Batas waktu Desember itu pertanda bahwa kepemimpinan militer Mali kemungkinan akan memperpanjang transisi 18 bulan ke aturan konstitusional yang awalnya dijanjikan akan berujung pada pemilihan presiden dan legislatif pada 27 Februari 2022.
Delegasi PBB bertemu dengan otoritas transisi, partai politik dan perwakilan masyarakat sipil di Bamako selama akhir pekan untuk menilai kemajuan Mali kembali ke demokrasi setelah penggulingan Presiden Mali, Ibrahim Boubacar Keita pada Agustus 2020.
Duta Besar Nigeria untuk PBB, Abdou Abarry mengatakan mereka diberitahu bahwa pembicaraan reformasi nasional pada bulan Desember akan menyetujui jadwal pemilihan yang akan diumumkan segera sesudahnya.
“Meskipun kami tidak dapat menolak reformasi, kami tidak boleh menunda akhir transisi,” kata Abarry dalam konferensi pers, dikutip dari Reuters.
Pada bulan September, Perdana Menteri sementara Choguel Maiga mengatakan pemilihan dapat ditunda “dua minggu, dua bulan, beberapa bulan” tetapi keputusan akhir akan diambil pada bulan Oktober.
Afrika Barat dan Tengah telah mengalami empat kudeta sejak tahun lalu. Pergolakan politik itu meningkatkan kekhawatiran tentang kemunduran terhadap kekuasaan militer di wilayah penghasil sumber daya tetapi dilanda kemiskinan.
Beberapa peserta non-pemerintah Mali dalam pembicaraan terakhir mengatakan mereka mendukung penundaan pemilihan asalkan pihak berwenang menggunakan transisi yang diperpanjang untuk melaksanakan reformasi dan mengambil langkah-langkah untuk mengakhiri satu dekade ketidakstabilan dan konflik.
“Kita harus melakukan semua ini sekarang. Jika tidak, kita akan mengadakan pemilihan dini dan berisiko mengalami kudeta lagi dalam beberapa tahun,” kata Attaye Ag Mohamed, kepala delegasi dari aliansi pemberontak yang dipimpin oleh Tuareg Koordinasi Gerakan Azawad.

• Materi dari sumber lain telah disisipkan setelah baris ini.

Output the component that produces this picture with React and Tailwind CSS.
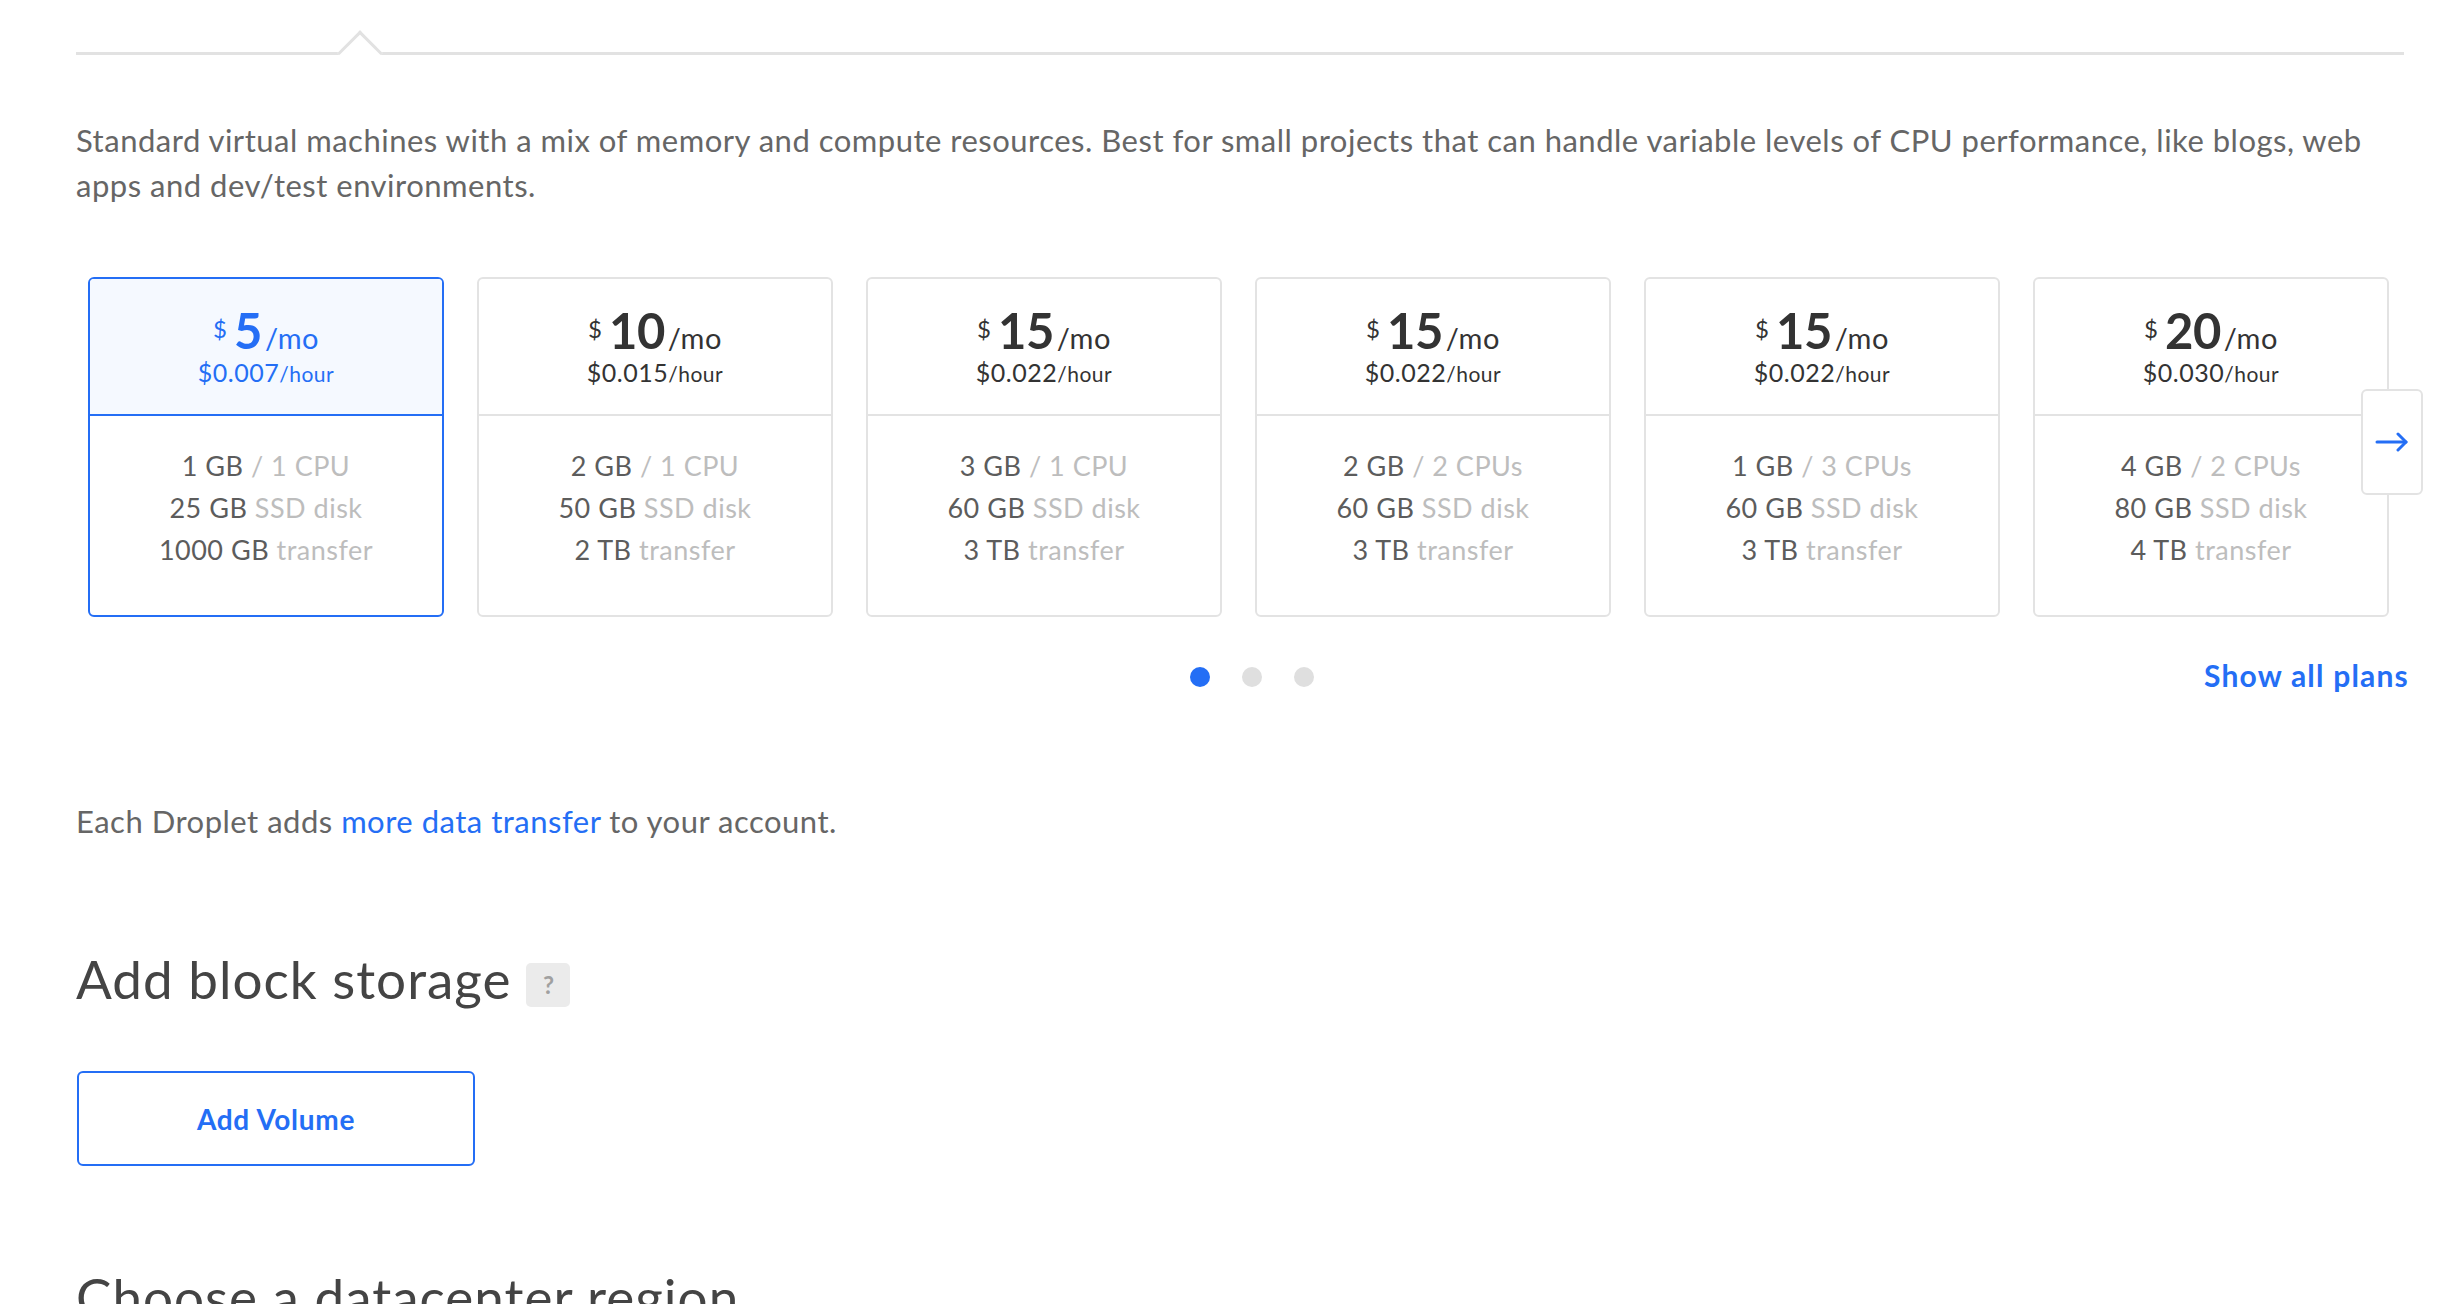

Pada bulan September, menteri luar negeri Prancis mengatakan kepada PBB bahwa upaya militer Prancis untuk memerangi terorisme di wilayah Sahel Afrika Barat tidak akan berkelanjutan tanpa stabilitas politik dan penghormatan terhadap proses demokrasi.
Menurut laporan PBB, serangan kekerasan di Mali, Nigeria, dan Burkina Faso meningkat delapan kali lipat dari 2015 hingga 2020. Pergolakan dan kekerasan itu kemudian memaksa 2 juta orang meninggalkan rumah mereka dan meninggalkan petak-petak wilayah di luar kendali pemerintah.